Em prol de um mundo não exclusivamente a preto e branco, existem outros pontos de vista ou acontecimentos, que, em minha opinião, não devem passar despercebidos, à margem dos assuntos mais relevados dos últimos dias. Damos o exemplo em três casos: a luta dos trabalhadores do comércio em Angra do Heroísmo, o pacote de medidas do governo PS para enfrentar os problemas da habitação, ou a passagem do aniversário do início da ofensiva militar russa em território da Ucrânia.
Enquanto os trabalhadores do comércio de Angra desenvolviam uma luta contra o acordo coletivo que a respetiva Câmara de Comércio lhes pretendia impor, esta última à margem do diálogo com eles e com o seu sindicato representativo (mais de 200 filiados), optou por assinar nas suas costas, com um outro sindicato não representativo, um acordo coletivo potencialmente ilegal e que lhes é prejudicial. Que a Câmara de Comércio tente fugir aos compromissos de uma negociação séria e atenta aos interesses e direitos dos trabalhadores, não é de admirar, e só a luta unida destes últimos a poderá obrigar a mudar de posição. Lamentável, é o arrastamento de um outro sindicato para esta manobra, visando enganar e enfraquecer a posição dos trabalhadores e a sua unidade. Dividir para reinar, por qualquer meio, é um já velho expediente a que recorrem alguns patrões para impor a sua vontade. Os trabalhadores esses, no seu próprio interesse, terão certamente de superar tal dificuldade e repor as negociações no seu rumo certo.
As medidas anunciadas por António Costa para enfrentar os atuais e especulativos altos custos da habitação, serão seguramente muito pouco eficazes, já que se propõem apenas transferir para o Estado, ou seja para os bolsos de todos nós, o financiamento do seu sobre valor e controlar um pouco a contínua expansão do alojamento local. Mas nem por isso, em especial quanto ao arrendamento compulsivo das casas devolutas, deixou de se levantar por parte de proprietários e partidos de direita, uma amplificada onda de contestação, ancorada na absolutização do direito a dispor da respetiva propriedade e justificando a necessidade dos preços elevados com a falta de oferta e a crise na construção. À margem, duas perguntas se impõem: então as 730 000 casas vazias que há em Portugal são intocáveis e nada têm a ver com a oferta? Então, os problemas de quem deixou de conseguir pagar a sua habitação, de quem é obrigado a sobrelotar quartos exíguos em busca de um teto acessível, da falta de habitação para os jovens, perderam repentinamente toda a importância social e política que ainda há poucos dias atrás obrigava a que não ficasse tudo na mesma em matéria de habitação em Portugal?

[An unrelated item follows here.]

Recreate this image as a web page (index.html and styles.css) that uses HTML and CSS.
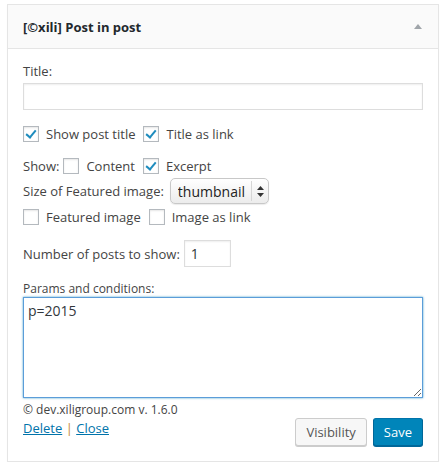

Passou um ano sobre a invasão militar da Rússia em território ucraniano. Já muito foi dito a propósito desta data e da guerra que prossegue, desastrosa para o povo ucraniano e cada vez mais ameaçadora para a humanidade. À margem, congratulo-me, entretanto, com a rádio pública portuguesa por abrir uma exceção à cortina de ferro erguida pelo ocidente para ocultar o que se passa do outro lado. Ficámos assim a saber que sobre a região do Donbass há bombardeamentos ucranianos desde 2014, com muita destruição tanto de vidas humanas como do edificado e que as pessoas que ali vivem se sentem discriminadas no seu país, desejando ser russas. À margem, lamentável o facto de que Israel, violando abertamente a carta da ONU e o direito internacional, continue impunemente a matar palestinianos, mais de 20 já este ano, e a bombardear civis na capital Síria (15 mortos num prédio residencial), como aconteceu sábado passado, mesmo em cima do sofrimento com o sismo. Nem da União Europeia, da NATO ou dos EUA há notícia da condenação do estado de Israel pela flagrante violação continuada do direito internacional, porquê?